From 1895 the parish priest was Fr Francis John Gillow who made some alterations to the interior of the church. The floor was lowered by about 2 ft and the steps at the west entrance were removed. At the same time Pugin's altar was moved to a side chapel and the rood screen was relocated to the west end of the church and altered to fit. In 1906 Gillow installed a new main altar, a pulpit, benches, and Stations of the Cross.

In 2011 the parish was linked with that of St Joseph, Wesham, and in 2013 the two joined to become the Parish of the Holy Cross.

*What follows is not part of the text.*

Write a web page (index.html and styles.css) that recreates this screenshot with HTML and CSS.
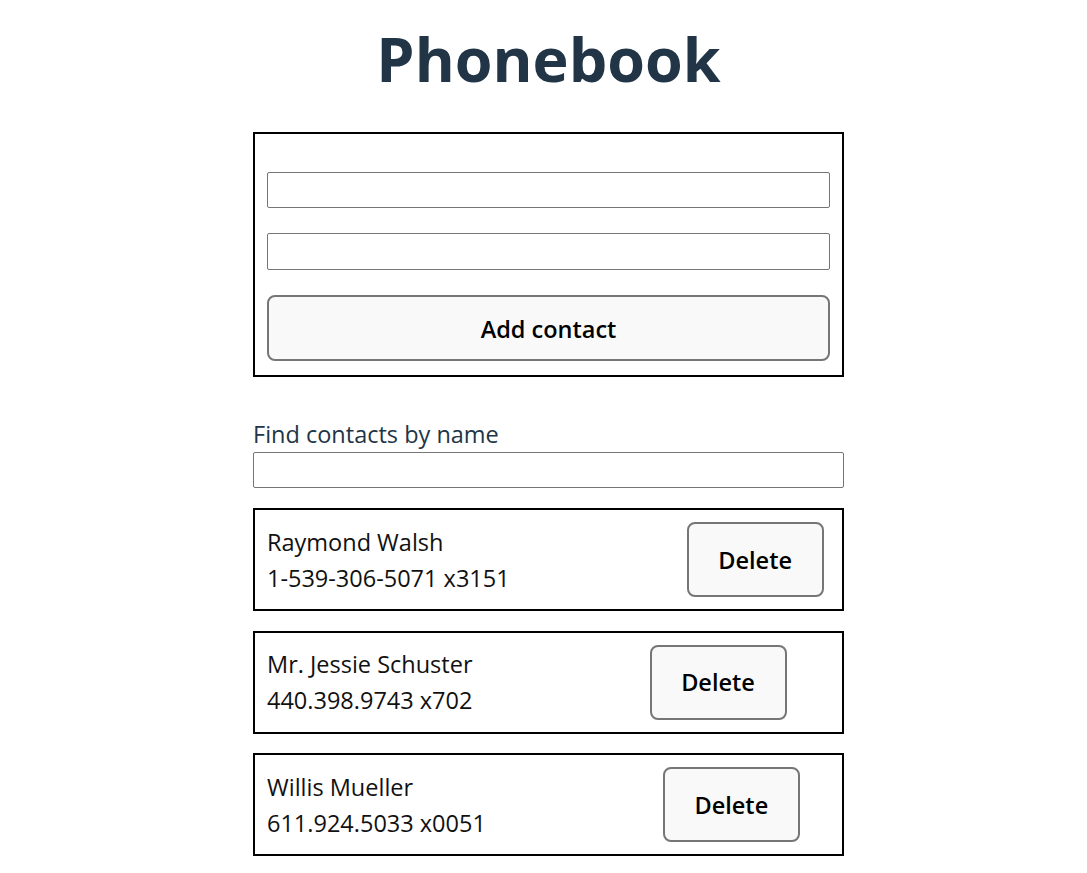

In the 1930s the church social club had its own snooker team which won a couple of trophies. The church website maintains links to a number of documents of historical interest.

==Architecture==

===Exterior===
The church is built in sandstone from Longridge, and has slate roofs. It is in early Decorated style. It has a five-bay nave with a clerestory and aisles, a south porch, a chancel also with aisles, and a sanctuary without aisles. To the northeast is a vestry block, and at the west end a steeple. The tower has angle buttresses and a stair tower at the southeast corner. There is a moulded west doorway, above which is a two-light window, and a small window to the ringers' chamber. The bell openings have two openings, and above them is a continuous hood mould around the whole tower. On the tower is a broach spire with three tiers of lucarnes and a coronet of blind lucarnes. The spire rises to 100 ft. The gables at the east ends of the nave and the sanctuary have cross finials. Along the sides of the clerestory are five quatrefoil windows with hood moulds. Most of the windows along the aisles have two lights, and the east window has three lights.

===Interior===
Inside the church the five-bay arcade is carried on round piers with tall plinths. There is an organ gallery at the west end. The Lady chapel is at the southeast of the church, and the Sacred Heart Chapel is at the northeast. A few items of church furniture designed by Pugin are still in use, including a triple sedilia, credence table, prie-dieu and candlesticks. Pugin's rood screen was moved to the west end in 1895–6. It is in Caen stone, painted brown, and has a wide central ogee arch flanked by three similar but smaller arches on each side. The painted rood figures, representing the Crucifixion, and also by Pugin, hang on the chancel arch. Pugin's altar has been moved into the Sacred Heart chapel, and has been altered. The other fittings date from the 1906 refurbishment. These include the high altar, in Carrara marble and alabaster, and the elaborate pulpit, also in marble and alabaster. Around the church is a colourful scheme of stained glass windows, dating from the mid-19th century or later. The two-manual pipe organ was built in 1846 by J. C. Bishop of London, and was repaired in 1976 by the Pendlebury Organ Company of Cleveleys.

===Bells===
There is a ring of six bells, all cast in 1844 by Charles and George Mears of the Whitechapel Bell Foundry. They have been described as the first peal of bells to have been rung in an English Catholic church since the Reformation.

==External features==

The churchyard walls and the gateway were also designed by Pugin, and are built in the same stone as the church. The wall runs along Ribby Road and has copings with the appearance of a Mansard roof. The gateway is in the form of an arch. Its top is stepped and has coping similar to that on the wall. The arch is pointed and chamfered, and behind it are buttresses.

==Appraisal==

The church along with the churchyard walls and gateway were designated as Grade II listed buildings on 11 June 1986. Grade II is the lowest of the three grades of listing and is applied to "buildings of national importance and special interest". The architectural historian Nikolaus Pevsner, writing in 1969, says of the church and its architect: "It is a modest building and, like so much of Pugin's, really very impersonal".